[AVAILABLE DATA]:

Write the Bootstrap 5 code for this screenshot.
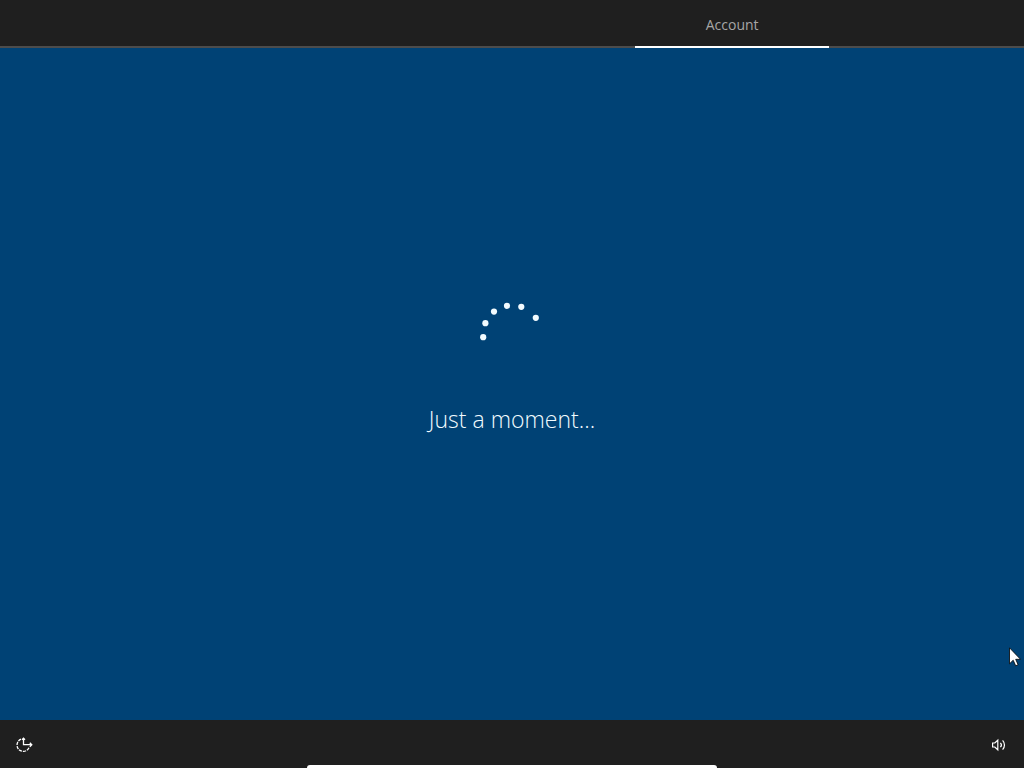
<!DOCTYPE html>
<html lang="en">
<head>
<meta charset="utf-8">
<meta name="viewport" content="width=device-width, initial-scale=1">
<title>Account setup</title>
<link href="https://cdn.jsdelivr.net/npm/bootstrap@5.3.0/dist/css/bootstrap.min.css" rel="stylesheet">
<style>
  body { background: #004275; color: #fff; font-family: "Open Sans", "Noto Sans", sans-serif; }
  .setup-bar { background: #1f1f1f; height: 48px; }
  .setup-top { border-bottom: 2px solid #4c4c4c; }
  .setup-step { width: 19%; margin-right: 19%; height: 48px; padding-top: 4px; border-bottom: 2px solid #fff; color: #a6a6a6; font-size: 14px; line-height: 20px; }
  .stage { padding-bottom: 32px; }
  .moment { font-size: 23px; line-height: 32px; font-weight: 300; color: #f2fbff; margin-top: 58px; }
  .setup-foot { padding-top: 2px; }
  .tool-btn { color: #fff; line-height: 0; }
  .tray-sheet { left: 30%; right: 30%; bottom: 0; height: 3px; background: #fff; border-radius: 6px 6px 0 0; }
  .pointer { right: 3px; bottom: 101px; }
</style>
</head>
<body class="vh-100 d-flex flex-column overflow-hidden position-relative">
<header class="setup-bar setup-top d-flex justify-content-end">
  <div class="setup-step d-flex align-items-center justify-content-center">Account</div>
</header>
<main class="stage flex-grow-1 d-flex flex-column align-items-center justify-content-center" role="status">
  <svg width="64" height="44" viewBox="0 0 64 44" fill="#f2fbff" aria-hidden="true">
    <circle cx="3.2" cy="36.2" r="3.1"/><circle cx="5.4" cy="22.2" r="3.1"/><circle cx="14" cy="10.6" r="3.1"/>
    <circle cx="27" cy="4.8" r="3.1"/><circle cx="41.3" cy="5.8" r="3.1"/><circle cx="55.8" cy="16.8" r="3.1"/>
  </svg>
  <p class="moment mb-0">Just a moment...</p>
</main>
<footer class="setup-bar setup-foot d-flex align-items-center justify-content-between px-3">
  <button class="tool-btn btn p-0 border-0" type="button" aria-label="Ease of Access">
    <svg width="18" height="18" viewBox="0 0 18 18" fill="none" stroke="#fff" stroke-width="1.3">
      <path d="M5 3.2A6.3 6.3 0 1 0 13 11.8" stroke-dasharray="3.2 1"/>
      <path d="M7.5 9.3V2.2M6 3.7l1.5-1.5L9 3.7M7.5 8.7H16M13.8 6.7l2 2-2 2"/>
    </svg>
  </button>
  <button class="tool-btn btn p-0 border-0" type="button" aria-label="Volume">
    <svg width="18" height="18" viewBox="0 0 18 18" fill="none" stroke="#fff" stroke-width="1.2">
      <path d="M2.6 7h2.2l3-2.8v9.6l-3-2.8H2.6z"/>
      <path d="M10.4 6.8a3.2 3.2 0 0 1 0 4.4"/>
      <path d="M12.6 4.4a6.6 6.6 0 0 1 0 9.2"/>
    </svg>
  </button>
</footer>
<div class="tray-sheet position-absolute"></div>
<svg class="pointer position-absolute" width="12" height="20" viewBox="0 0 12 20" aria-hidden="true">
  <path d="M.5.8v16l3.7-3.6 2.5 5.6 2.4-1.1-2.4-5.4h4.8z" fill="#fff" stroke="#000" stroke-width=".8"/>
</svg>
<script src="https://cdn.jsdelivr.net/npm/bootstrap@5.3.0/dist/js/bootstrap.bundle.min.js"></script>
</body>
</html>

[EXERCISE DESCRIPTION]:
Output the data exactly. Pictures don't belong in the result.

[ANSWER FOR THIS EXERCISE]:
Write the Bootstrap 5 code for this screenshot.
<!DOCTYPE html>
<html lang="en">
<head>
<meta charset="utf-8">
<meta name="viewport" content="width=device-width, initial-scale=1">
<title>Account setup</title>
<link href="https://cdn.jsdelivr.net/npm/bootstrap@5.3.0/dist/css/bootstrap.min.css" rel="stylesheet">
<style>
  body { background: #004275; color: #fff; font-family: "Open Sans", "Noto Sans", sans-serif; }
  .setup-bar { background: #1f1f1f; height: 48px; }
  .setup-top { border-bottom: 2px solid #4c4c4c; }
  .setup-step { width: 19%; margin-right: 19%; height: 48px; padding-top: 4px; border-bottom: 2px solid #fff; color: #a6a6a6; font-size: 14px; line-height: 20px; }
  .stage { padding-bottom: 32px; }
  .moment { font-size: 23px; line-height: 32px; font-weight: 300; color: #f2fbff; margin-top: 58px; }
  .setup-foot { padding-top: 2px; }
  .tool-btn { color: #fff; line-height: 0; }
  .tray-sheet { left: 30%; right: 30%; bottom: 0; height: 3px; background: #fff; border-radius: 6px 6px 0 0; }
  .pointer { right: 3px; bottom: 101px; }
</style>
</head>
<body class="vh-100 d-flex flex-column overflow-hidden position-relative">
<header class="setup-bar setup-top d-flex justify-content-end">
  <div class="setup-step d-flex align-items-center justify-content-center">Account</div>
</header>
<main class="stage flex-grow-1 d-flex flex-column align-items-center justify-content-center" role="status">
  <svg width="64" height="44" viewBox="0 0 64 44" fill="#f2fbff" aria-hidden="true">
    <circle cx="3.2" cy="36.2" r="3.1"/><circle cx="5.4" cy="22.2" r="3.1"/><circle cx="14" cy="10.6" r="3.1"/>
    <circle cx="27" cy="4.8" r="3.1"/><circle cx="41.3" cy="5.8" r="3.1"/><circle cx="55.8" cy="16.8" r="3.1"/>
  </svg>
  <p class="moment mb-0">Just a moment...</p>
</main>
<footer class="setup-bar setup-foot d-flex align-items-center justify-content-between px-3">
  <button class="tool-btn btn p-0 border-0" type="button" aria-label="Ease of Access">
    <svg width="18" height="18" viewBox="0 0 18 18" fill="none" stroke="#fff" stroke-width="1.3">
      <path d="M5 3.2A6.3 6.3 0 1 0 13 11.8" stroke-dasharray="3.2 1"/>
      <path d="M7.5 9.3V2.2M6 3.7l1.5-1.5L9 3.7M7.5 8.7H16M13.8 6.7l2 2-2 2"/>
    </svg>
  </button>
  <button class="tool-btn btn p-0 border-0" type="button" aria-label="Volume">
    <svg width="18" height="18" viewBox="0 0 18 18" fill="none" stroke="#fff" stroke-width="1.2">
      <path d="M2.6 7h2.2l3-2.8v9.6l-3-2.8H2.6z"/>
      <path d="M10.4 6.8a3.2 3.2 0 0 1 0 4.4"/>
      <path d="M12.6 4.4a6.6 6.6 0 0 1 0 9.2"/>
    </svg>
  </button>
</footer>
<div class="tray-sheet position-absolute"></div>
<svg class="pointer position-absolute" width="12" height="20" viewBox="0 0 12 20" aria-hidden="true">
  <path d="M.5.8v16l3.7-3.6 2.5 5.6 2.4-1.1-2.4-5.4h4.8z" fill="#fff" stroke="#000" stroke-width=".8"/>
</svg>
<script src="https://cdn.jsdelivr.net/npm/bootstrap@5.3.0/dist/js/bootstrap.bundle.min.js"></script>
</body>
</html>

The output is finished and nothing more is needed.